* begin RAW DATA *

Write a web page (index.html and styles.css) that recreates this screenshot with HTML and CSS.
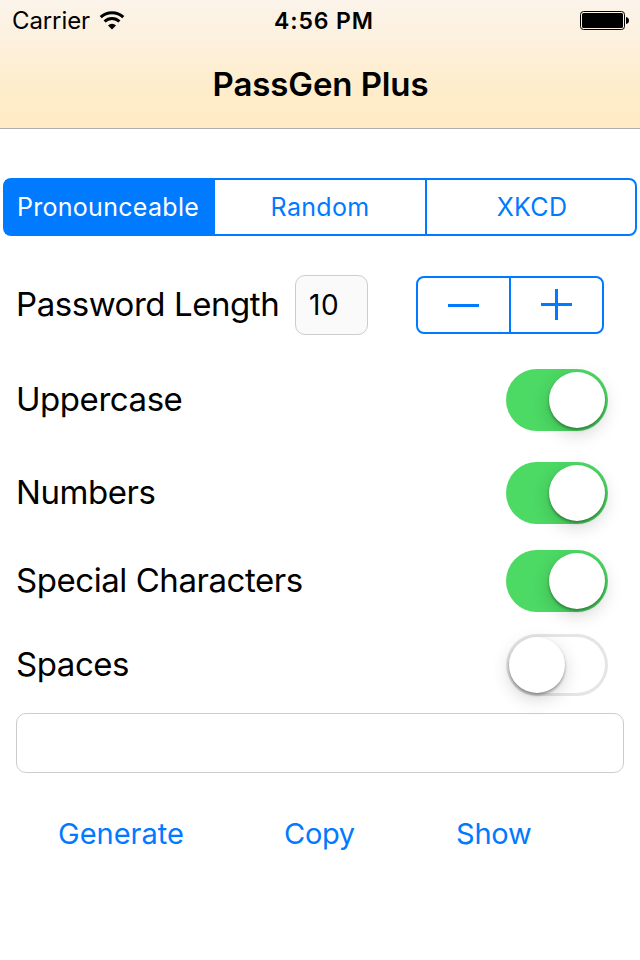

* end RAW DATA *
* begin RAW DATA *

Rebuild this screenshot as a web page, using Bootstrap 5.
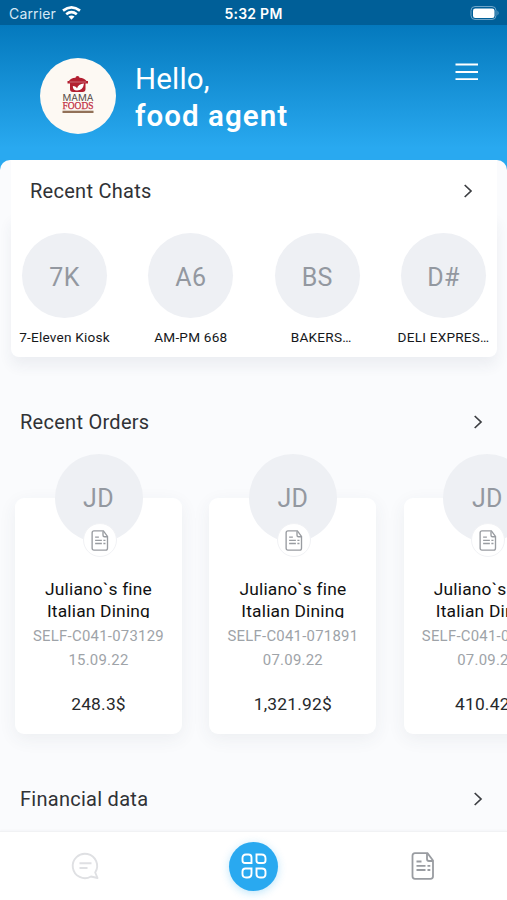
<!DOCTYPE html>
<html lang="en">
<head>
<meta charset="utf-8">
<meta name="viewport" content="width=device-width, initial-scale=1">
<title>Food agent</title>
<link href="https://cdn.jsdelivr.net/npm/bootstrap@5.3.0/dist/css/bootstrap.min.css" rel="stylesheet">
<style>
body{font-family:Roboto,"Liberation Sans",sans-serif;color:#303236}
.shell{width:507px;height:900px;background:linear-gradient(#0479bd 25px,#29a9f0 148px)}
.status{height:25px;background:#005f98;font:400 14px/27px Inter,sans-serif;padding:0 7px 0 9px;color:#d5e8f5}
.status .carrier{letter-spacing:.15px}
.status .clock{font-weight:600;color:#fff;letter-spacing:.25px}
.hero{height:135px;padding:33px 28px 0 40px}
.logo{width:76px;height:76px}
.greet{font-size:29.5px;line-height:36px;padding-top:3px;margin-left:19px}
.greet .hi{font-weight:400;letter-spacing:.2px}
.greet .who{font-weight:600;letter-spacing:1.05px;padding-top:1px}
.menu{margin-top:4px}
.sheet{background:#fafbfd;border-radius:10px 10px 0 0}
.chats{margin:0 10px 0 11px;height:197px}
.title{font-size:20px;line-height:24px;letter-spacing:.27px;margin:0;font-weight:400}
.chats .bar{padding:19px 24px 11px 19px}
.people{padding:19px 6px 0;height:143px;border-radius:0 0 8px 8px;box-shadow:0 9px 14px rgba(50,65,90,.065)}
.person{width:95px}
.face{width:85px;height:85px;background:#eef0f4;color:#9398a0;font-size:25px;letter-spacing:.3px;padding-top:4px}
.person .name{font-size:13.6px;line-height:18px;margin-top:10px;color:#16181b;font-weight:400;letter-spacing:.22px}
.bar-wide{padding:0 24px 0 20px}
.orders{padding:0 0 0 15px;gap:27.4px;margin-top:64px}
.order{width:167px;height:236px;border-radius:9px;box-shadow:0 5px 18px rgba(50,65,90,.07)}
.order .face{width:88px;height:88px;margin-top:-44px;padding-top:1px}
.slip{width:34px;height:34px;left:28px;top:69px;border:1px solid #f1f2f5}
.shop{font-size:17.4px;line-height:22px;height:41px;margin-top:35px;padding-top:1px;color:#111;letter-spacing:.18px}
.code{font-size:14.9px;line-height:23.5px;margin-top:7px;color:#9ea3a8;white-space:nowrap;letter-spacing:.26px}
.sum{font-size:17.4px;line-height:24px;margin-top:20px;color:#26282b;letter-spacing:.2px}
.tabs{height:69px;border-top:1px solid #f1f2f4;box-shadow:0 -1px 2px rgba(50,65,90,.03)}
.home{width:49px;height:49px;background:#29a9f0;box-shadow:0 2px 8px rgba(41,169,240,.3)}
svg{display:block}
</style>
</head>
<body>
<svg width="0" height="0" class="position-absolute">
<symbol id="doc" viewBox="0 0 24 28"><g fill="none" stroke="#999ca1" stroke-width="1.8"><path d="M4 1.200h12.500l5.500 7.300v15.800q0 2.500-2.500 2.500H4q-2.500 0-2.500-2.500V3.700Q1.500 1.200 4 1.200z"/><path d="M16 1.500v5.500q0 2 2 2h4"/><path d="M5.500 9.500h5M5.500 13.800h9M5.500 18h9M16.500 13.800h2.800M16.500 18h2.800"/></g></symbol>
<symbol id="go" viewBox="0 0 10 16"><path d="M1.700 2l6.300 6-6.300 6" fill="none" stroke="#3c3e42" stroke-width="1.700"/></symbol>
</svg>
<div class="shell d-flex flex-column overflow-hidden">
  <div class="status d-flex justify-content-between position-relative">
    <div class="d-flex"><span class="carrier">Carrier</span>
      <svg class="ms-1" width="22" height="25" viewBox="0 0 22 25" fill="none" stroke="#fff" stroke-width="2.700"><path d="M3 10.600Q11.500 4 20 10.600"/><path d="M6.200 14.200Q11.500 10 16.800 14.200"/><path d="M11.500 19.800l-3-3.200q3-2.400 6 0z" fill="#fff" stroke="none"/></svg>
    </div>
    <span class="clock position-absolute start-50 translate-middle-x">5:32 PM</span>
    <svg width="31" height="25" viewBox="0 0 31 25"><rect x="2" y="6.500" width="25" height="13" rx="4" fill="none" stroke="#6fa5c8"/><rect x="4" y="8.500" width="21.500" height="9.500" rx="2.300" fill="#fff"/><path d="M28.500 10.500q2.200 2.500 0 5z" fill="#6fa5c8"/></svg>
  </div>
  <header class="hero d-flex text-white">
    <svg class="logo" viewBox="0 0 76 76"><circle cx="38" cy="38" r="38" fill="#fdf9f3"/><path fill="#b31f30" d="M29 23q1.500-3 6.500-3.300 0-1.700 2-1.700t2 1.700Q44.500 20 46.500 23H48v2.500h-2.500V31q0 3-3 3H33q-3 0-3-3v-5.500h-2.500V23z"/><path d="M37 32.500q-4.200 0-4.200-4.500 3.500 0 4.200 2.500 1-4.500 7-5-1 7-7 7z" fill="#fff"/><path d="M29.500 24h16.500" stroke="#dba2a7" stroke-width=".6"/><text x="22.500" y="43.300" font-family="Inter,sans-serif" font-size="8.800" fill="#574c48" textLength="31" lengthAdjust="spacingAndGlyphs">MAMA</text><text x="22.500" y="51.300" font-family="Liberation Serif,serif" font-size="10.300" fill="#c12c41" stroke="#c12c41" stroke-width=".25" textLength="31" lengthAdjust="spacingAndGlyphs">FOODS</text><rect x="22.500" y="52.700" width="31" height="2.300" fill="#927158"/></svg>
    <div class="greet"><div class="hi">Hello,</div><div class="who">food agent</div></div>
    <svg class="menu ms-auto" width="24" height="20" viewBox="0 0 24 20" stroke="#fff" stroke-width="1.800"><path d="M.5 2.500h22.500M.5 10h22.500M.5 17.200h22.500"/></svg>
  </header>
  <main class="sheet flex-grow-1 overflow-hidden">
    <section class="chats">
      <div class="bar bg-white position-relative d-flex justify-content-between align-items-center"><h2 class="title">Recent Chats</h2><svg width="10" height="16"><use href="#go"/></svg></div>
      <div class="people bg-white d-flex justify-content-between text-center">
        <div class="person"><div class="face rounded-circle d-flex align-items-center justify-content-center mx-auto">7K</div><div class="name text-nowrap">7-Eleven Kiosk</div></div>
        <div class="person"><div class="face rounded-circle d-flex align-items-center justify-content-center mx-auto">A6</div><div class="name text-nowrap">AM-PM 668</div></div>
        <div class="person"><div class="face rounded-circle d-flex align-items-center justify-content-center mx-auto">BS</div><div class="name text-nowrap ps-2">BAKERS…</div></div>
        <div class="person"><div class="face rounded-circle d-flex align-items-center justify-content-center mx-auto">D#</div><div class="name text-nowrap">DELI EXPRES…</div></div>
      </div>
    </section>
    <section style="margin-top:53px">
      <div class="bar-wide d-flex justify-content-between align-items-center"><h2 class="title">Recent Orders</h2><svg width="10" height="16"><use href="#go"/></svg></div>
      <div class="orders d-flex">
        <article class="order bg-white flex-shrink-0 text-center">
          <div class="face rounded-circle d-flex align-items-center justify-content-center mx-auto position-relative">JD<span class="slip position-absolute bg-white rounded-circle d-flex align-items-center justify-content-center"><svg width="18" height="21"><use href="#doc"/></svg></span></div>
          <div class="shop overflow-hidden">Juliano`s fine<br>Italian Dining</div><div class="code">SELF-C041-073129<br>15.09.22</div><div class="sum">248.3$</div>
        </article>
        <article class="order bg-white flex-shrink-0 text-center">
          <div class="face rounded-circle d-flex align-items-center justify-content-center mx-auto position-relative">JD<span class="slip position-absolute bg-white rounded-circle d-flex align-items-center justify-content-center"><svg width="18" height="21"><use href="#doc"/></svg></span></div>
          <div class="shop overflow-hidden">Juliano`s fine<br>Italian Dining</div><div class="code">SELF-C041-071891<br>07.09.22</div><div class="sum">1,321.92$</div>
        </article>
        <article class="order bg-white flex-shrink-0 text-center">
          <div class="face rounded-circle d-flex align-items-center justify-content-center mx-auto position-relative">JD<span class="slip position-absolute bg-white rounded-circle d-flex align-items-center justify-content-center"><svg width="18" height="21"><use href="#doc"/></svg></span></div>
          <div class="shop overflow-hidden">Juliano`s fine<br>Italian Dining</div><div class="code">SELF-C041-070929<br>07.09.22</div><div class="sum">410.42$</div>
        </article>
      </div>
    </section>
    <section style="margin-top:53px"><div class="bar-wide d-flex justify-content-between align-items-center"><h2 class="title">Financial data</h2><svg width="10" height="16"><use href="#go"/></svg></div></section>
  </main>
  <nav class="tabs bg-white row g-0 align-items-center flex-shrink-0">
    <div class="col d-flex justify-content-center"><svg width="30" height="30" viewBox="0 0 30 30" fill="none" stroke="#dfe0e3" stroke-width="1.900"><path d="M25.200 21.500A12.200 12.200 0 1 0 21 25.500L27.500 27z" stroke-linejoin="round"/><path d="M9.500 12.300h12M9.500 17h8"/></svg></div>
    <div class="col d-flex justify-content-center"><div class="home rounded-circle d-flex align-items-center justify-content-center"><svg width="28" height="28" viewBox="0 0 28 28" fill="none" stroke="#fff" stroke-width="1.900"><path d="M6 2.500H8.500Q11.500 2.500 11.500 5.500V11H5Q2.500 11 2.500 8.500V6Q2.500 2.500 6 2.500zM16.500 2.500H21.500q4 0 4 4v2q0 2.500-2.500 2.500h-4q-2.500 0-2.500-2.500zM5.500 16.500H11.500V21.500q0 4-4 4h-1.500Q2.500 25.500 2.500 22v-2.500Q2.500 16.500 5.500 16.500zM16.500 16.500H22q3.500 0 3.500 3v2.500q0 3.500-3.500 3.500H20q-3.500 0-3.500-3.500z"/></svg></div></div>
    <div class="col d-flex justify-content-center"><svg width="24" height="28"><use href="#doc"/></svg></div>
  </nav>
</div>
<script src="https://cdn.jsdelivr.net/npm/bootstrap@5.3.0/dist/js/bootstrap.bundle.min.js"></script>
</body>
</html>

* end RAW DATA *
* begin RAW DATA *

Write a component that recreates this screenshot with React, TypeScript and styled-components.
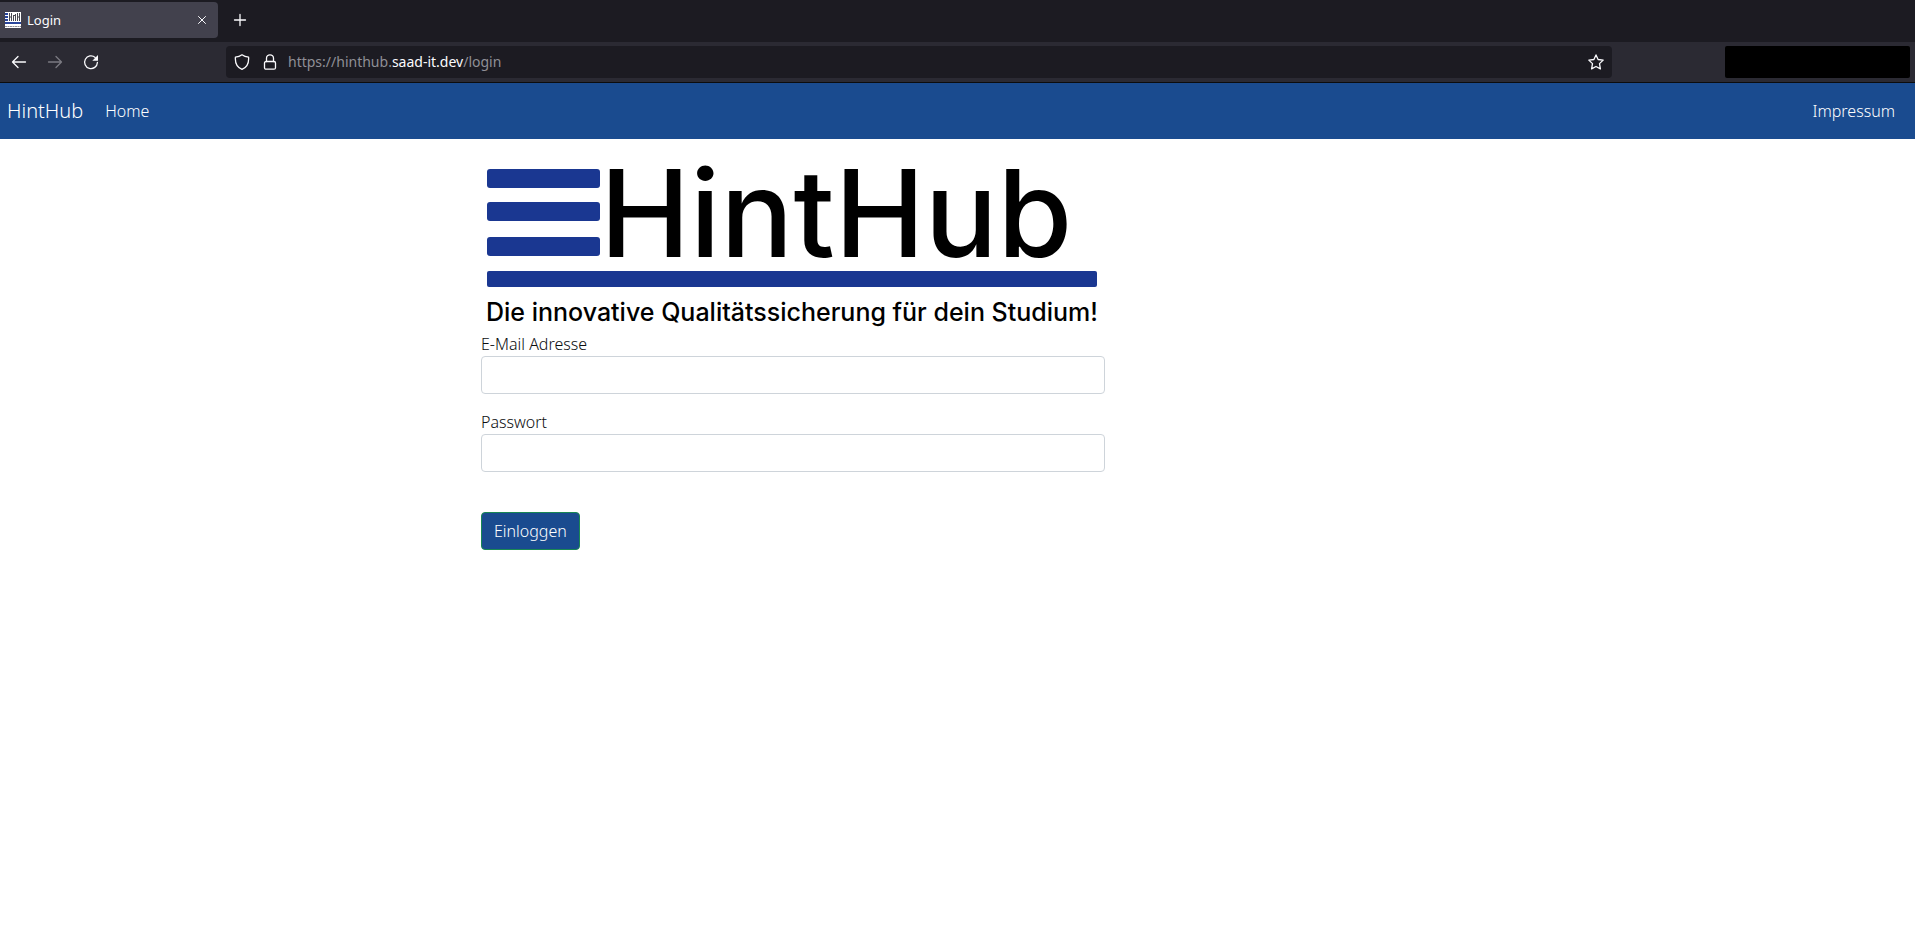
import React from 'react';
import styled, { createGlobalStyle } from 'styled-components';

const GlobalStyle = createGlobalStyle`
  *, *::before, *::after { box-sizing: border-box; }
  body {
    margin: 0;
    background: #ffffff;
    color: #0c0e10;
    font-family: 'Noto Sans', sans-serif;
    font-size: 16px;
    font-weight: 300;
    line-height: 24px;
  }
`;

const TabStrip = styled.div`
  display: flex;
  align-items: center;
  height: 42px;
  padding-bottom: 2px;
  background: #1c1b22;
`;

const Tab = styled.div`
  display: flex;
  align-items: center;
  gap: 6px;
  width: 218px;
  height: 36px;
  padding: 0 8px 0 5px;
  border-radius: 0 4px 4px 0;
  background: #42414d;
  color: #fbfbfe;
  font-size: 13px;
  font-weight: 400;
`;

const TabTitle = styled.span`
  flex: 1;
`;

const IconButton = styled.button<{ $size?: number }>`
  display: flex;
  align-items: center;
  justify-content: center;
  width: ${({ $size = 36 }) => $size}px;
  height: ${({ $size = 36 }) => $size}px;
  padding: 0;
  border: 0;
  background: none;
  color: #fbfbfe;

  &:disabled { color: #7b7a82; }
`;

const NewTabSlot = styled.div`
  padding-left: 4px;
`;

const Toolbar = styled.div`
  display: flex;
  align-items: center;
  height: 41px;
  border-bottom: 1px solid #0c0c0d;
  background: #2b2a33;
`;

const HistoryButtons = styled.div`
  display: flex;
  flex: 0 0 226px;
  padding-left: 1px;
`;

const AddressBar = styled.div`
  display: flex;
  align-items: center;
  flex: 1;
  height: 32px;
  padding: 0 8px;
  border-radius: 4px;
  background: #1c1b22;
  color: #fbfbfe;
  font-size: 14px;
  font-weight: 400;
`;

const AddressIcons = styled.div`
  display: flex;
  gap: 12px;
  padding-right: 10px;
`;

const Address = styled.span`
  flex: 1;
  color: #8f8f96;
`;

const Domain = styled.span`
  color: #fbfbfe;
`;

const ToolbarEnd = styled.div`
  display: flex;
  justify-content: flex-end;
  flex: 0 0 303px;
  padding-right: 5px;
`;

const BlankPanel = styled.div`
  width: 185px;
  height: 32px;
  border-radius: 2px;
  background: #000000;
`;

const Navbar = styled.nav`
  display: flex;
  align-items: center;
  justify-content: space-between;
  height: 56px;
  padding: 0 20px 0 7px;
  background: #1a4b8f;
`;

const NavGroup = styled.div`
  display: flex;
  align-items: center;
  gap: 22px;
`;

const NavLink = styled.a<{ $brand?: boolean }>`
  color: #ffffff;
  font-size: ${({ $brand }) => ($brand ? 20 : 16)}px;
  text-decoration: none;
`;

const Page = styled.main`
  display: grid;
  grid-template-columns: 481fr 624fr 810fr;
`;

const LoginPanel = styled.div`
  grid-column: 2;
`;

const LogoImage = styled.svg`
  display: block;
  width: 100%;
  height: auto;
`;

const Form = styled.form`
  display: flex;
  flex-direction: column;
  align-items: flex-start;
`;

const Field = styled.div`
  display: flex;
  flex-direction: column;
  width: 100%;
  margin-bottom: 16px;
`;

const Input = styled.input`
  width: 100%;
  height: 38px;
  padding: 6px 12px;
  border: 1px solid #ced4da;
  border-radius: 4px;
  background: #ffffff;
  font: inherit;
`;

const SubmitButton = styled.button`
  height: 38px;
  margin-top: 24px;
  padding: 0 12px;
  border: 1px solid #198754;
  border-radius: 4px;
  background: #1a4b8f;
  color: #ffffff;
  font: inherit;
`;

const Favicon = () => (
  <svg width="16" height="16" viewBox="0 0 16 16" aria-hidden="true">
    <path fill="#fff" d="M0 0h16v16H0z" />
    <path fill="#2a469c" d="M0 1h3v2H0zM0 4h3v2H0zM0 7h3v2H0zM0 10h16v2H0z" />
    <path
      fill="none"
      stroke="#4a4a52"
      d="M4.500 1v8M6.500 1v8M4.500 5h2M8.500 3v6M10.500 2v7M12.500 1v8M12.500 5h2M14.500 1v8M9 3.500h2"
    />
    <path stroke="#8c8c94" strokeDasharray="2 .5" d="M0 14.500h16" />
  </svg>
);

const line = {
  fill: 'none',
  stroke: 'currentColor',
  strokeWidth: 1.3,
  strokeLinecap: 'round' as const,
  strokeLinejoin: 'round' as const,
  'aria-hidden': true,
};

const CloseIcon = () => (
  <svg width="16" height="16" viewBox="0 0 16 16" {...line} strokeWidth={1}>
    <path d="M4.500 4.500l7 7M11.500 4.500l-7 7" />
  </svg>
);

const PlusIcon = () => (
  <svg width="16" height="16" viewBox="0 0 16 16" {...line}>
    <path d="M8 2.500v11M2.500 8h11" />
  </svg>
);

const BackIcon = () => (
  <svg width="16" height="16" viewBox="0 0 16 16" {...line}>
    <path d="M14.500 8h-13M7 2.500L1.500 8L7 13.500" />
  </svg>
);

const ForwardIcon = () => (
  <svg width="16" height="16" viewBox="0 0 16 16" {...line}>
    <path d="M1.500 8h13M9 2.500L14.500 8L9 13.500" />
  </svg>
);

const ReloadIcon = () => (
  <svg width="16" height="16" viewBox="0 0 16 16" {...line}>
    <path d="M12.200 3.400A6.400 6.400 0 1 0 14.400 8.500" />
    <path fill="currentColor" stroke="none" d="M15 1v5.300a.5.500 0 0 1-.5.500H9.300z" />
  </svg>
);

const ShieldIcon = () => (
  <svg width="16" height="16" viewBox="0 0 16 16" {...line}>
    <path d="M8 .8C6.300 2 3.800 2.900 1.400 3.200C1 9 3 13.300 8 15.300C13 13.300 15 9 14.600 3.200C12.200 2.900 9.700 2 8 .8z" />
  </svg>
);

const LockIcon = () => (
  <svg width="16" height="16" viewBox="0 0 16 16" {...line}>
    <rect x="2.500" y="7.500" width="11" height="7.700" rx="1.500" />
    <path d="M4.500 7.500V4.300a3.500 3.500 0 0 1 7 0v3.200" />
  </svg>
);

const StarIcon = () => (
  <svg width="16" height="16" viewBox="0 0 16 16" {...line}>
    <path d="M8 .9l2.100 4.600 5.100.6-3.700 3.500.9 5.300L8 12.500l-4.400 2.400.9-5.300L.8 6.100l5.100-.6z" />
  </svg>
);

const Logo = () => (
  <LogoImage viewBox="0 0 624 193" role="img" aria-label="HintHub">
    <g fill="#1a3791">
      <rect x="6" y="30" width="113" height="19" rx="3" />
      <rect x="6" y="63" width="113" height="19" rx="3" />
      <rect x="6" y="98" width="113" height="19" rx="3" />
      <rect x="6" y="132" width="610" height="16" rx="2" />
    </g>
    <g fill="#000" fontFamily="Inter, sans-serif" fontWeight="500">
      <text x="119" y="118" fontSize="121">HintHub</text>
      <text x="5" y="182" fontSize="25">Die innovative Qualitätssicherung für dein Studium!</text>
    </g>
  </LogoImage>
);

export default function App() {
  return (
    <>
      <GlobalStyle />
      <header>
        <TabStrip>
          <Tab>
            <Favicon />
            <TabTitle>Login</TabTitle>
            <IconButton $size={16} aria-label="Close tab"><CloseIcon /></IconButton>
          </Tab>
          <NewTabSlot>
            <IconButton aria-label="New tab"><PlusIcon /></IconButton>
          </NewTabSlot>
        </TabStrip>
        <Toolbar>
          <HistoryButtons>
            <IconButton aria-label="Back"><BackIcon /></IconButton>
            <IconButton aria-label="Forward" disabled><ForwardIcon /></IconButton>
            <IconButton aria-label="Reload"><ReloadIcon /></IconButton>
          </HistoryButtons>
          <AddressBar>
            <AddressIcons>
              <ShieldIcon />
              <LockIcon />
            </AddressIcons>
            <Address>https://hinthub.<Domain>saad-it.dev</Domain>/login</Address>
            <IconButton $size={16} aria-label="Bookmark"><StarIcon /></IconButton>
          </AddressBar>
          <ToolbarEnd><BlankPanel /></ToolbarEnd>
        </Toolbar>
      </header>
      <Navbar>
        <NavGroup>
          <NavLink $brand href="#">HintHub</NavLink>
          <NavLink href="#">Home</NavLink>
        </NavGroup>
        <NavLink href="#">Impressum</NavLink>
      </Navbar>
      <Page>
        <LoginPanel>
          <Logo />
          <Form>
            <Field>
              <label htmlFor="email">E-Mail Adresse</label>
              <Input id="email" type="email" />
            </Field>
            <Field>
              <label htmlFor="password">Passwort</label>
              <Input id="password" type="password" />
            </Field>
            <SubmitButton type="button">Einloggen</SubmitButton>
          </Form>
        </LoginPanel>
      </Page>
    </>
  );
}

* end RAW DATA *

**REQUIREMENTS:** Go through the preceding material and copy each line that has the word "this".

**IN RESPONSE:**
Write a web page (index.html and styles.css) that recreates this screenshot with HTML and CSS.
Rebuild this screenshot as a web page, using Bootstrap 5.
Write a component that recreates this screenshot with React, TypeScript and styled-components.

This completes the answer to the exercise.